* Instructions for the task
Retype the listing that follows, word for word.
= = = = = = =
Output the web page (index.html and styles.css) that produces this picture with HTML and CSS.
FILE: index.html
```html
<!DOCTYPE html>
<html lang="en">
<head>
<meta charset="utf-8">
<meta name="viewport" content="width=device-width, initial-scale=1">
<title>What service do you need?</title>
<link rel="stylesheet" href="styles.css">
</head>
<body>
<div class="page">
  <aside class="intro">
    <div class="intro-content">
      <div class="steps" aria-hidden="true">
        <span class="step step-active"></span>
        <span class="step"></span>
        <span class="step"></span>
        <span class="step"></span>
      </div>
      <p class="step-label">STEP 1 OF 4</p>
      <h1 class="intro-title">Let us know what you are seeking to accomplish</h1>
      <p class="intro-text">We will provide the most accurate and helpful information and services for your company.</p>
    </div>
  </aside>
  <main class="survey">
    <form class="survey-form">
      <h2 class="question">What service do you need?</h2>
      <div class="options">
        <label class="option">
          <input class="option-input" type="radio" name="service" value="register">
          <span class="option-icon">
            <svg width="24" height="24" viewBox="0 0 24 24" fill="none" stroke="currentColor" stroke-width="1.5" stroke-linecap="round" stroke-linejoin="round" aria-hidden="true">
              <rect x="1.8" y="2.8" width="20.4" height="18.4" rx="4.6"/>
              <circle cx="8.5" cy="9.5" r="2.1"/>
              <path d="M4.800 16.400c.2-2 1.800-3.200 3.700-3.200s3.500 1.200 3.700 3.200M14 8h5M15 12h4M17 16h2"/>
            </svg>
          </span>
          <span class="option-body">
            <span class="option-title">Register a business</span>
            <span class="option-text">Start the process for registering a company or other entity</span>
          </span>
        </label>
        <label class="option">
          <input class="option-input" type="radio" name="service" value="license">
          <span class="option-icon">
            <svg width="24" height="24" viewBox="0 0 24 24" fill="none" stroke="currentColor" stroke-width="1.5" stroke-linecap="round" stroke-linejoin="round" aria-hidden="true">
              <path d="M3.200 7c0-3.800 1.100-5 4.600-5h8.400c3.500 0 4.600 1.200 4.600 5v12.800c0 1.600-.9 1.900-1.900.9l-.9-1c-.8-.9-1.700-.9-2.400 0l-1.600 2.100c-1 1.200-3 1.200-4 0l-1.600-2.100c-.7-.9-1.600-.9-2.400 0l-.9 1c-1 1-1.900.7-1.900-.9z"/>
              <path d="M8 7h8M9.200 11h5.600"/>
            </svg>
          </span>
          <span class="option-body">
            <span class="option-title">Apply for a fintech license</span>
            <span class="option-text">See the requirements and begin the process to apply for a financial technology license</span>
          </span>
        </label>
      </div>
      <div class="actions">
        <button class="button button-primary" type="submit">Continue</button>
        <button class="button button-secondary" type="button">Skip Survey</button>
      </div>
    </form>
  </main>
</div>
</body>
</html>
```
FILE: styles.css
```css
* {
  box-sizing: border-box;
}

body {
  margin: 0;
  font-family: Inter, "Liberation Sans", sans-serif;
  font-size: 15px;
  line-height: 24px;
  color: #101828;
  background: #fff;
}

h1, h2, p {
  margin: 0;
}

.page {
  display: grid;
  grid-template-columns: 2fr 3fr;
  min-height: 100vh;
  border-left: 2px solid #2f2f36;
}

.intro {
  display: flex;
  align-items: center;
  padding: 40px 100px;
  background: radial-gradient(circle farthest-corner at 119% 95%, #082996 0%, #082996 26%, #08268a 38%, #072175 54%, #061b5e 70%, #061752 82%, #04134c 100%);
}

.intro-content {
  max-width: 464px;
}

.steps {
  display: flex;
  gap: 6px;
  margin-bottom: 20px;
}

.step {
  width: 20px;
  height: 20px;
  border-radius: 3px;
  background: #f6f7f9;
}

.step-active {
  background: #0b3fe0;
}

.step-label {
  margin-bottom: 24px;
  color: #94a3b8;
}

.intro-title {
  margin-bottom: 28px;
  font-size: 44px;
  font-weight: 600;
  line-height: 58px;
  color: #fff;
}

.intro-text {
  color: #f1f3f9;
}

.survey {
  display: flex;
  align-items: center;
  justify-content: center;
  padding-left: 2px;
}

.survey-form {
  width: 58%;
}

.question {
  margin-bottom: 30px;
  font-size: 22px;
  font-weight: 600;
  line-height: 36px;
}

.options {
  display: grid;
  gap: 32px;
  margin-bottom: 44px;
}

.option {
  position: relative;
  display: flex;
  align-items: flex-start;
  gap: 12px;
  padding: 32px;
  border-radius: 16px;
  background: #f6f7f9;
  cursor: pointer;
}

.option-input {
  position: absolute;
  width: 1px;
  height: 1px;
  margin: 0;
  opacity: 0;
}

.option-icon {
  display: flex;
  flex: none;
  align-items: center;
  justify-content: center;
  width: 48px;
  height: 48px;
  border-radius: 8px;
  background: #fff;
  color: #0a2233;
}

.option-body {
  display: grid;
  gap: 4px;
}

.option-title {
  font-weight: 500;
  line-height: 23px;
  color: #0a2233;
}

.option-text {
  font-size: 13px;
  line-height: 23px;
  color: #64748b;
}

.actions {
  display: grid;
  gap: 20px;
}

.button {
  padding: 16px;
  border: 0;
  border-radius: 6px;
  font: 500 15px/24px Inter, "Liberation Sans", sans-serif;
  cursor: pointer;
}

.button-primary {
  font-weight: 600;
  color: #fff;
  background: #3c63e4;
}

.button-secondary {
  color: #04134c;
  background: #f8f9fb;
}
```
= = = = = = =
* Correct result
Output the web page (index.html and styles.css) that produces this picture with HTML and CSS.
FILE: index.html
```html
<!DOCTYPE html>
<html lang="en">
<head>
<meta charset="utf-8">
<meta name="viewport" content="width=device-width, initial-scale=1">
<title>What service do you need?</title>
<link rel="stylesheet" href="styles.css">
</head>
<body>
<div class="page">
  <aside class="intro">
    <div class="intro-content">
      <div class="steps" aria-hidden="true">
        <span class="step step-active"></span>
        <span class="step"></span>
        <span class="step"></span>
        <span class="step"></span>
      </div>
      <p class="step-label">STEP 1 OF 4</p>
      <h1 class="intro-title">Let us know what you are seeking to accomplish</h1>
      <p class="intro-text">We will provide the most accurate and helpful information and services for your company.</p>
    </div>
  </aside>
  <main class="survey">
    <form class="survey-form">
      <h2 class="question">What service do you need?</h2>
      <div class="options">
        <label class="option">
          <input class="option-input" type="radio" name="service" value="register">
          <span class="option-icon">
            <svg width="24" height="24" viewBox="0 0 24 24" fill="none" stroke="currentColor" stroke-width="1.5" stroke-linecap="round" stroke-linejoin="round" aria-hidden="true">
              <rect x="1.8" y="2.8" width="20.4" height="18.4" rx="4.6"/>
              <circle cx="8.5" cy="9.5" r="2.1"/>
              <path d="M4.800 16.400c.2-2 1.800-3.200 3.700-3.200s3.500 1.200 3.700 3.200M14 8h5M15 12h4M17 16h2"/>
            </svg>
          </span>
          <span class="option-body">
            <span class="option-title">Register a business</span>
            <span class="option-text">Start the process for registering a company or other entity</span>
          </span>
        </label>
        <label class="option">
          <input class="option-input" type="radio" name="service" value="license">
          <span class="option-icon">
            <svg width="24" height="24" viewBox="0 0 24 24" fill="none" stroke="currentColor" stroke-width="1.5" stroke-linecap="round" stroke-linejoin="round" aria-hidden="true">
              <path d="M3.200 7c0-3.800 1.100-5 4.600-5h8.400c3.500 0 4.600 1.200 4.600 5v12.800c0 1.600-.9 1.900-1.900.9l-.9-1c-.8-.9-1.700-.9-2.400 0l-1.600 2.100c-1 1.200-3 1.200-4 0l-1.600-2.100c-.7-.9-1.600-.9-2.400 0l-.9 1c-1 1-1.900.7-1.900-.9z"/>
              <path d="M8 7h8M9.200 11h5.600"/>
            </svg>
          </span>
          <span class="option-body">
            <span class="option-title">Apply for a fintech license</span>
            <span class="option-text">See the requirements and begin the process to apply for a financial technology license</span>
          </span>
        </label>
      </div>
      <div class="actions">
        <button class="button button-primary" type="submit">Continue</button>
        <button class="button button-secondary" type="button">Skip Survey</button>
      </div>
    </form>
  </main>
</div>
</body>
</html>
```
FILE: styles.css
```css
* {
  box-sizing: border-box;
}

body {
  margin: 0;
  font-family: Inter, "Liberation Sans", sans-serif;
  font-size: 15px;
  line-height: 24px;
  color: #101828;
  background: #fff;
}

h1, h2, p {
  margin: 0;
}

.page {
  display: grid;
  grid-template-columns: 2fr 3fr;
  min-height: 100vh;
  border-left: 2px solid #2f2f36;
}

.intro {
  display: flex;
  align-items: center;
  padding: 40px 100px;
  background: radial-gradient(circle farthest-corner at 119% 95%, #082996 0%, #082996 26%, #08268a 38%, #072175 54%, #061b5e 70%, #061752 82%, #04134c 100%);
}

.intro-content {
  max-width: 464px;
}

.steps {
  display: flex;
  gap: 6px;
  margin-bottom: 20px;
}

.step {
  width: 20px;
  height: 20px;
  border-radius: 3px;
  background: #f6f7f9;
}

.step-active {
  background: #0b3fe0;
}

.step-label {
  margin-bottom: 24px;
  color: #94a3b8;
}

.intro-title {
  margin-bottom: 28px;
  font-size: 44px;
  font-weight: 600;
  line-height: 58px;
  color: #fff;
}

.intro-text {
  color: #f1f3f9;
}

.survey {
  display: flex;
  align-items: center;
  justify-content: center;
  padding-left: 2px;
}

.survey-form {
  width: 58%;
}

.question {
  margin-bottom: 30px;
  font-size: 22px;
  font-weight: 600;
  line-height: 36px;
}

.options {
  display: grid;
  gap: 32px;
  margin-bottom: 44px;
}

.option {
  position: relative;
  display: flex;
  align-items: flex-start;
  gap: 12px;
  padding: 32px;
  border-radius: 16px;
  background: #f6f7f9;
  cursor: pointer;
}

.option-input {
  position: absolute;
  width: 1px;
  height: 1px;
  margin: 0;
  opacity: 0;
}

.option-icon {
  display: flex;
  flex: none;
  align-items: center;
  justify-content: center;
  width: 48px;
  height: 48px;
  border-radius: 8px;
  background: #fff;
  color: #0a2233;
}

.option-body {
  display: grid;
  gap: 4px;
}

.option-title {
  font-weight: 500;
  line-height: 23px;
  color: #0a2233;
}

.option-text {
  font-size: 13px;
  line-height: 23px;
  color: #64748b;
}

.actions {
  display: grid;
  gap: 20px;
}

.button {
  padding: 16px;
  border: 0;
  border-radius: 6px;
  font: 500 15px/24px Inter, "Liberation Sans", sans-serif;
  cursor: pointer;
}

.button-primary {
  font-weight: 600;
  color: #fff;
  background: #3c63e4;
}

.button-secondary {
  color: #04134c;
  background: #f8f9fb;
}
```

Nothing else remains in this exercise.